Word for word, copy all the data and drop the pictures.

▶ [Supplied information]
::::::::::

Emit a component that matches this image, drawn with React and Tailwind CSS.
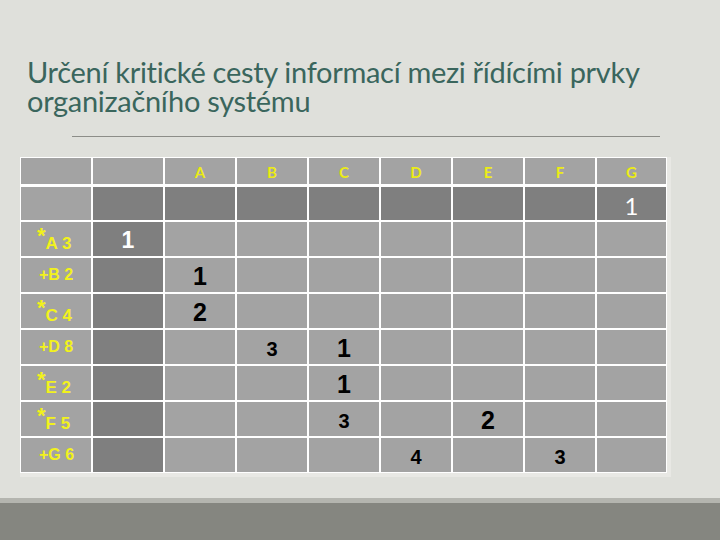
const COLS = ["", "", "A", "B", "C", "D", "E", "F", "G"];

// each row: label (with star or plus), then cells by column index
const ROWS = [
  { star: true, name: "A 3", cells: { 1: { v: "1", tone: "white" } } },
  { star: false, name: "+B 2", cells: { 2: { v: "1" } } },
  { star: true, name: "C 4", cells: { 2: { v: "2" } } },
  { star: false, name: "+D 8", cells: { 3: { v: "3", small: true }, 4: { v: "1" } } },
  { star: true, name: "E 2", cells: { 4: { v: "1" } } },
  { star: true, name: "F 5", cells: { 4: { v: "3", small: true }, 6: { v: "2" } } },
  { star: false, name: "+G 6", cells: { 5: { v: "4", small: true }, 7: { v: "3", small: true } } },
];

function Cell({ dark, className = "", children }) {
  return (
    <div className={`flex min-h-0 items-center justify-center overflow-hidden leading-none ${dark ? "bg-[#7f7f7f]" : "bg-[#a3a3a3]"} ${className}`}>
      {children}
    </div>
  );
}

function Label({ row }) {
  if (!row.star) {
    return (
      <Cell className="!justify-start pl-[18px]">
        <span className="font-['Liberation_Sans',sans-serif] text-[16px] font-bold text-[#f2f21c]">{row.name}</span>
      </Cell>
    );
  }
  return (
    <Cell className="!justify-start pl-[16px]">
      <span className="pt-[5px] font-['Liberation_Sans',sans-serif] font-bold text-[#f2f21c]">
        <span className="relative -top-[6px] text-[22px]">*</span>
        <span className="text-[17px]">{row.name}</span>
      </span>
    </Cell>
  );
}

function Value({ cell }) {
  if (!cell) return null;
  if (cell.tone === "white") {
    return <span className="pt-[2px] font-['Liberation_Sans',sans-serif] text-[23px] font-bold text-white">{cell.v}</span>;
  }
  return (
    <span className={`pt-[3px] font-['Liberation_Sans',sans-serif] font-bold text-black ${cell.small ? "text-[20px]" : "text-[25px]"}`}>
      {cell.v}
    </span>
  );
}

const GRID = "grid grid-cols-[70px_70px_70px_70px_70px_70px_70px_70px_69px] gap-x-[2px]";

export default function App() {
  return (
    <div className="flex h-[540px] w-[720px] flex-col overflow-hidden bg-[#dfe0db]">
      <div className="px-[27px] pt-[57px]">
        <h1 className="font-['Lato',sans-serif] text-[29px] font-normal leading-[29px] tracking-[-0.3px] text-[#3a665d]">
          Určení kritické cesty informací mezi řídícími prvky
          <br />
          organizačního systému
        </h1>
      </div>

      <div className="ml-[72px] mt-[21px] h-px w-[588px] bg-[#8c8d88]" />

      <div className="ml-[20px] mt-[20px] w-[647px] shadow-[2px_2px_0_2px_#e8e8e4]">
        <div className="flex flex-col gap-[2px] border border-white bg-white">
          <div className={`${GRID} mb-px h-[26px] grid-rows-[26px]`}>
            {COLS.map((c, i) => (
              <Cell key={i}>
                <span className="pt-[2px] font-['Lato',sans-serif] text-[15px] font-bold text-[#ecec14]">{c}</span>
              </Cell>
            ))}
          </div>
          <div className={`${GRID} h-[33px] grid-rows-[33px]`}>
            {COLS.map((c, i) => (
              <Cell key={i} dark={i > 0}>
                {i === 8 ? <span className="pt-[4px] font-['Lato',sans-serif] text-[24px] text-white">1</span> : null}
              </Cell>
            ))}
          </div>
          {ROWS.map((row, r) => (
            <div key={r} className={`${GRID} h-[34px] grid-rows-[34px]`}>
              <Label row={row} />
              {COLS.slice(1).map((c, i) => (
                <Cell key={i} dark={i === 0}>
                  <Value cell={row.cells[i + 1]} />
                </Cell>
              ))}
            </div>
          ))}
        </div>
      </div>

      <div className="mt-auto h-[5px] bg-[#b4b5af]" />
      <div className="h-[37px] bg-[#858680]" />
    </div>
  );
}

::::::::::

▶ [Result of the exercise]
Emit a component that matches this image, drawn with React and Tailwind CSS.
const COLS = ["", "", "A", "B", "C", "D", "E", "F", "G"];

// each row: label (with star or plus), then cells by column index
const ROWS = [
  { star: true, name: "A 3", cells: { 1: { v: "1", tone: "white" } } },
  { star: false, name: "+B 2", cells: { 2: { v: "1" } } },
  { star: true, name: "C 4", cells: { 2: { v: "2" } } },
  { star: false, name: "+D 8", cells: { 3: { v: "3", small: true }, 4: { v: "1" } } },
  { star: true, name: "E 2", cells: { 4: { v: "1" } } },
  { star: true, name: "F 5", cells: { 4: { v: "3", small: true }, 6: { v: "2" } } },
  { star: false, name: "+G 6", cells: { 5: { v: "4", small: true }, 7: { v: "3", small: true } } },
];

function Cell({ dark, className = "", children }) {
  return (
    <div className={`flex min-h-0 items-center justify-center overflow-hidden leading-none ${dark ? "bg-[#7f7f7f]" : "bg-[#a3a3a3]"} ${className}`}>
      {children}
    </div>
  );
}

function Label({ row }) {
  if (!row.star) {
    return (
      <Cell className="!justify-start pl-[18px]">
        <span className="font-['Liberation_Sans',sans-serif] text-[16px] font-bold text-[#f2f21c]">{row.name}</span>
      </Cell>
    );
  }
  return (
    <Cell className="!justify-start pl-[16px]">
      <span className="pt-[5px] font-['Liberation_Sans',sans-serif] font-bold text-[#f2f21c]">
        <span className="relative -top-[6px] text-[22px]">*</span>
        <span className="text-[17px]">{row.name}</span>
      </span>
    </Cell>
  );
}

function Value({ cell }) {
  if (!cell) return null;
  if (cell.tone === "white") {
    return <span className="pt-[2px] font-['Liberation_Sans',sans-serif] text-[23px] font-bold text-white">{cell.v}</span>;
  }
  return (
    <span className={`pt-[3px] font-['Liberation_Sans',sans-serif] font-bold text-black ${cell.small ? "text-[20px]" : "text-[25px]"}`}>
      {cell.v}
    </span>
  );
}

const GRID = "grid grid-cols-[70px_70px_70px_70px_70px_70px_70px_70px_69px] gap-x-[2px]";

export default function App() {
  return (
    <div className="flex h-[540px] w-[720px] flex-col overflow-hidden bg-[#dfe0db]">
      <div className="px-[27px] pt-[57px]">
        <h1 className="font-['Lato',sans-serif] text-[29px] font-normal leading-[29px] tracking-[-0.3px] text-[#3a665d]">
          Určení kritické cesty informací mezi řídícími prvky
          <br />
          organizačního systému
        </h1>
      </div>

      <div className="ml-[72px] mt-[21px] h-px w-[588px] bg-[#8c8d88]" />

      <div className="ml-[20px] mt-[20px] w-[647px] shadow-[2px_2px_0_2px_#e8e8e4]">
        <div className="flex flex-col gap-[2px] border border-white bg-white">
          <div className={`${GRID} mb-px h-[26px] grid-rows-[26px]`}>
            {COLS.map((c, i) => (
              <Cell key={i}>
                <span className="pt-[2px] font-['Lato',sans-serif] text-[15px] font-bold text-[#ecec14]">{c}</span>
              </Cell>
            ))}
          </div>
          <div className={`${GRID} h-[33px] grid-rows-[33px]`}>
            {COLS.map((c, i) => (
              <Cell key={i} dark={i > 0}>
                {i === 8 ? <span className="pt-[4px] font-['Lato',sans-serif] text-[24px] text-white">1</span> : null}
              </Cell>
            ))}
          </div>
          {ROWS.map((row, r) => (
            <div key={r} className={`${GRID} h-[34px] grid-rows-[34px]`}>
              <Label row={row} />
              {COLS.slice(1).map((c, i) => (
                <Cell key={i} dark={i === 0}>
                  <Value cell={row.cells[i + 1]} />
                </Cell>
              ))}
            </div>
          ))}
        </div>
      </div>

      <div className="mt-auto h-[5px] bg-[#b4b5af]" />
      <div className="h-[37px] bg-[#858680]" />
    </div>
  );
}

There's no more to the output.